» Given material
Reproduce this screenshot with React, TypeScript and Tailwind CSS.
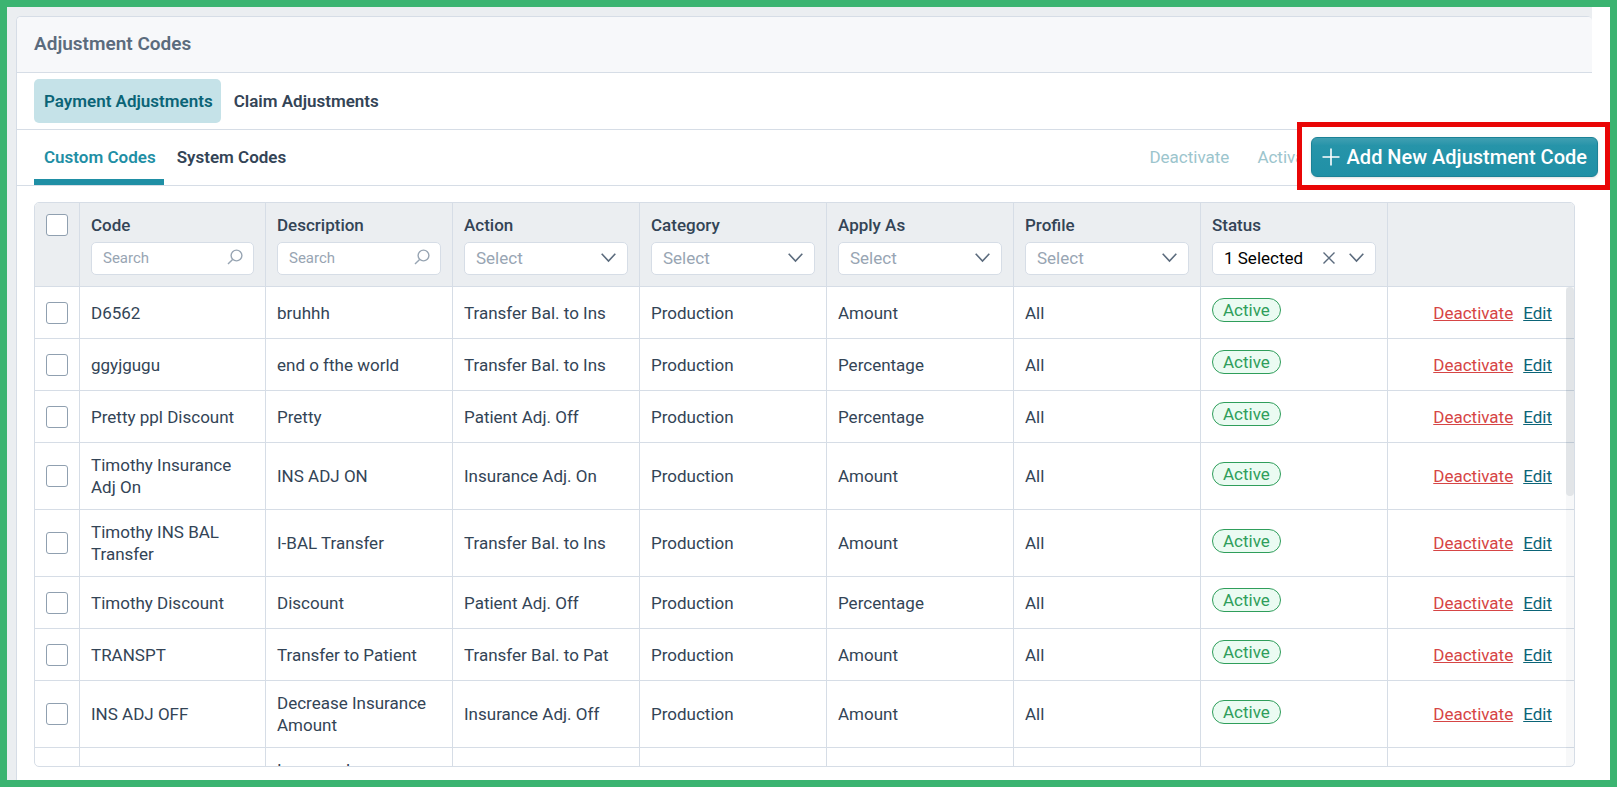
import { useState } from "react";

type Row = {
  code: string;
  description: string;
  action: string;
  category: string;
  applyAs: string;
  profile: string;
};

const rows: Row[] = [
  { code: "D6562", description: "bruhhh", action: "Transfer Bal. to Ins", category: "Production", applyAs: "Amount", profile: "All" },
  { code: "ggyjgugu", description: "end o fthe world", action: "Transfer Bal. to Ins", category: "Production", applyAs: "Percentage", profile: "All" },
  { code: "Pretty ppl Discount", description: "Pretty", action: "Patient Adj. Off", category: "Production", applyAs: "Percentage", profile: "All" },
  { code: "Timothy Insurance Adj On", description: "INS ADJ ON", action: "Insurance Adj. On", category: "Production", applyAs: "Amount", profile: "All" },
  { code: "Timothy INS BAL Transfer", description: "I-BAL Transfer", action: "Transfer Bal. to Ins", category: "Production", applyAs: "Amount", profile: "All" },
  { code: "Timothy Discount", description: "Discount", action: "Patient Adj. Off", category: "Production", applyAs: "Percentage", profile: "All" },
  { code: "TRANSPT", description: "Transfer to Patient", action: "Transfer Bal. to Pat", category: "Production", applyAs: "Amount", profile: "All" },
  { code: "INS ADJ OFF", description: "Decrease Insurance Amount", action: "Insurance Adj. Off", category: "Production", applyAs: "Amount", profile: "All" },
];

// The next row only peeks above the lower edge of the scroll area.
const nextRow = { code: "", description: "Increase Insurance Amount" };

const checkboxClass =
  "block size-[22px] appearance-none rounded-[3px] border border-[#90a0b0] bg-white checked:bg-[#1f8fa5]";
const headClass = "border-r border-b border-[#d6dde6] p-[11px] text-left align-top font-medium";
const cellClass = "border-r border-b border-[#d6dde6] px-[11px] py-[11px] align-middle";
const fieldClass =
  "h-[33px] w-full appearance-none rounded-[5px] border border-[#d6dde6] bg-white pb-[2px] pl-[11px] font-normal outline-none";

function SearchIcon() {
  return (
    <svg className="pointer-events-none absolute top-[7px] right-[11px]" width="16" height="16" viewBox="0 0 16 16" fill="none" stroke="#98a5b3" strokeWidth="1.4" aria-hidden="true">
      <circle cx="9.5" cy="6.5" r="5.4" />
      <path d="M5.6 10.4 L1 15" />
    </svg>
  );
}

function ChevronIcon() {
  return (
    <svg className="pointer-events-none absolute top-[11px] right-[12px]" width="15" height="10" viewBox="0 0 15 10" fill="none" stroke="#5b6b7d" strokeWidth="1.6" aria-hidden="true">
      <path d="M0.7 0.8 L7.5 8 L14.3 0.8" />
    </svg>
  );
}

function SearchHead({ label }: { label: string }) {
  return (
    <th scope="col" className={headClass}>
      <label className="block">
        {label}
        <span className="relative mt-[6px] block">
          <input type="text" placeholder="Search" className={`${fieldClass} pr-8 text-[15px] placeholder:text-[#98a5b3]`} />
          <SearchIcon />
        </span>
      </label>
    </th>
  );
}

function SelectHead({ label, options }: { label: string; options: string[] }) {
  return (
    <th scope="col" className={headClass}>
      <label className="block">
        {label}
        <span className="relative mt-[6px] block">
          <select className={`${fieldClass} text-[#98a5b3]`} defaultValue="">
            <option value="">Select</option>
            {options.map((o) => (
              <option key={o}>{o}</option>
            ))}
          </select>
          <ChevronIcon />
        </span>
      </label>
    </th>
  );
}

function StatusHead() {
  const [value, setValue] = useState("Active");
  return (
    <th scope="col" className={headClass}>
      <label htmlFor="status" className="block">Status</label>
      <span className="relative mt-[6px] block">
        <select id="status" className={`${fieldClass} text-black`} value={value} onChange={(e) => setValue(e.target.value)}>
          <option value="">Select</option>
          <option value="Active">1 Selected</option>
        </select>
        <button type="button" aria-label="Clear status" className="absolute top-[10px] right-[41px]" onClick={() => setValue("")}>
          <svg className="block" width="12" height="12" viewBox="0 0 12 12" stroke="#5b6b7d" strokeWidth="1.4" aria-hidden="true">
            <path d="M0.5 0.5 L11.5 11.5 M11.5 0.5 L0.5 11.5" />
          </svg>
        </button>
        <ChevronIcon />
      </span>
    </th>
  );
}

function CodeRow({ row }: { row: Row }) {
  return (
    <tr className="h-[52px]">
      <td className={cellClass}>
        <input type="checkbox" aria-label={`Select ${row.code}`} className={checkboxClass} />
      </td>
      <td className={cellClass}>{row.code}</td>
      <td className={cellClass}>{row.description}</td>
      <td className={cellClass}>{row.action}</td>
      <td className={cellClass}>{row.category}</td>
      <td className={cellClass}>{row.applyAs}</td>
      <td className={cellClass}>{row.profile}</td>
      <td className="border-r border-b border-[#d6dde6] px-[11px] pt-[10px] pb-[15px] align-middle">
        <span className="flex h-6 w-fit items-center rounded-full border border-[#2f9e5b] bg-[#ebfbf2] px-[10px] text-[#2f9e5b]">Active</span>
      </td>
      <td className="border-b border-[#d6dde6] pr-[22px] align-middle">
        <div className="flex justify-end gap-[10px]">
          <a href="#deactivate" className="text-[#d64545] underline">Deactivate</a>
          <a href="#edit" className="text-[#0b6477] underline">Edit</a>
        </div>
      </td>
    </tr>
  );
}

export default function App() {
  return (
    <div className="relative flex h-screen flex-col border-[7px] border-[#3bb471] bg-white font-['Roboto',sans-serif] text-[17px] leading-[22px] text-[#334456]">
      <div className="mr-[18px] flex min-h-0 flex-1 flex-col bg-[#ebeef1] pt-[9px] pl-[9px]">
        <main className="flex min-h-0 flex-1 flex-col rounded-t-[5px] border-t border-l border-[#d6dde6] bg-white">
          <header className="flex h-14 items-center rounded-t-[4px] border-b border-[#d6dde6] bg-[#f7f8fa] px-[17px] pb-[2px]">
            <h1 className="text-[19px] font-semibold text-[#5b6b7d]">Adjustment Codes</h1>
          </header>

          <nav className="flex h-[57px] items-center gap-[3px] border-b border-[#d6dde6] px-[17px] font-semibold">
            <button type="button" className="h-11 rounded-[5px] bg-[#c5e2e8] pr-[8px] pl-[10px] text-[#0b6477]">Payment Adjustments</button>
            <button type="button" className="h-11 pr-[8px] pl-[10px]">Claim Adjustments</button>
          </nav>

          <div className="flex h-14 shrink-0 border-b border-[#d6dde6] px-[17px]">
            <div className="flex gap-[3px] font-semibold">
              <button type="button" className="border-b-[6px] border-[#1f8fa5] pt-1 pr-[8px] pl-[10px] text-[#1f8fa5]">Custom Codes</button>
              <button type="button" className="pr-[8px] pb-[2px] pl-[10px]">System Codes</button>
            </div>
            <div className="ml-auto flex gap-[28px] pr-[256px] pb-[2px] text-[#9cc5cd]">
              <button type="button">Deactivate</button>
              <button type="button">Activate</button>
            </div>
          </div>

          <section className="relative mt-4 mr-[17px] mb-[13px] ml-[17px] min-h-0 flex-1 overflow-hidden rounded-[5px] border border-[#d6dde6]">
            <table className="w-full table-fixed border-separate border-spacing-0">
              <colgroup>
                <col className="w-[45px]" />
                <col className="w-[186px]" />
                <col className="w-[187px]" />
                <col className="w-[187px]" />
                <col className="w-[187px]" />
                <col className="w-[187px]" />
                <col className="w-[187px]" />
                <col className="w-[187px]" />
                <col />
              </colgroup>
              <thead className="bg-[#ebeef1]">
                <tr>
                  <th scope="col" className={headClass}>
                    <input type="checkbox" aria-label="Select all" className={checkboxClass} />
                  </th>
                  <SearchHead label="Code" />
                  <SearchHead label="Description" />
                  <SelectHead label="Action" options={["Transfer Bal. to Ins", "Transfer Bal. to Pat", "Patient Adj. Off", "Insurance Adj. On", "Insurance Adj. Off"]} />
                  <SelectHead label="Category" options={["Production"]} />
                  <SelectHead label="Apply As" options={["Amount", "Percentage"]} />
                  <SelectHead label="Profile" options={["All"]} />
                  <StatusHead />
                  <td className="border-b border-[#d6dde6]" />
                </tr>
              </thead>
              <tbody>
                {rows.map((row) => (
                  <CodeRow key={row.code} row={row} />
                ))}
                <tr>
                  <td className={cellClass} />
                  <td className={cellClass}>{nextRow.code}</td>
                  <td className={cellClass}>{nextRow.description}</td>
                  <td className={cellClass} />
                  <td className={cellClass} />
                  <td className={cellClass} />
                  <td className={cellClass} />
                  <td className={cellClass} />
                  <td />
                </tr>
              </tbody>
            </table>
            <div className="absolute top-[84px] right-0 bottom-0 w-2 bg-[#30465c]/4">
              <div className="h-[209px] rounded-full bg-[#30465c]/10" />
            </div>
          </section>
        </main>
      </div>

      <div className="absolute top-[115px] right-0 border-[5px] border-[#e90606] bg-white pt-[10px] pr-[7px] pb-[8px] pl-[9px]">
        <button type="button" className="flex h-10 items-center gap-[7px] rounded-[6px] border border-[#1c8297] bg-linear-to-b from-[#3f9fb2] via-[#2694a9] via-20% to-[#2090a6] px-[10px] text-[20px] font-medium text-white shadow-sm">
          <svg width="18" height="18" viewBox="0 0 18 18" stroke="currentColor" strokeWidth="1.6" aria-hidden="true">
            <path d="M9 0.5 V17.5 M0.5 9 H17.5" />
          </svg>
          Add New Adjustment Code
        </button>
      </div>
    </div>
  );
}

» Problem description
Write out, word for word, the lines from the start of the data through the one holding "w-full appearance-none rounded-[5px]". Omit pictures.

» Problem solution
Reproduce this screenshot with React, TypeScript and Tailwind CSS.
import { useState } from "react";

type Row = {
  code: string;
  description: string;
  action: string;
  category: string;
  applyAs: string;
  profile: string;
};

const rows: Row[] = [
  { code: "D6562", description: "bruhhh", action: "Transfer Bal. to Ins", category: "Production", applyAs: "Amount", profile: "All" },
  { code: "ggyjgugu", description: "end o fthe world", action: "Transfer Bal. to Ins", category: "Production", applyAs: "Percentage", profile: "All" },
  { code: "Pretty ppl Discount", description: "Pretty", action: "Patient Adj. Off", category: "Production", applyAs: "Percentage", profile: "All" },
  { code: "Timothy Insurance Adj On", description: "INS ADJ ON", action: "Insurance Adj. On", category: "Production", applyAs: "Amount", profile: "All" },
  { code: "Timothy INS BAL Transfer", description: "I-BAL Transfer", action: "Transfer Bal. to Ins", category: "Production", applyAs: "Amount", profile: "All" },
  { code: "Timothy Discount", description: "Discount", action: "Patient Adj. Off", category: "Production", applyAs: "Percentage", profile: "All" },
  { code: "TRANSPT", description: "Transfer to Patient", action: "Transfer Bal. to Pat", category: "Production", applyAs: "Amount", profile: "All" },
  { code: "INS ADJ OFF", description: "Decrease Insurance Amount", action: "Insurance Adj. Off", category: "Production", applyAs: "Amount", profile: "All" },
];

// The next row only peeks above the lower edge of the scroll area.
const nextRow = { code: "", description: "Increase Insurance Amount" };

const checkboxClass =
  "block size-[22px] appearance-none rounded-[3px] border border-[#90a0b0] bg-white checked:bg-[#1f8fa5]";
const headClass = "border-r border-b border-[#d6dde6] p-[11px] text-left align-top font-medium";
const cellClass = "border-r border-b border-[#d6dde6] px-[11px] py-[11px] align-middle";
const fieldClass =
  "h-[33px] w-full appearance-none rounded-[5px] border border-[#d6dde6] bg-white pb-[2px] pl-[11px] font-normal outline-none";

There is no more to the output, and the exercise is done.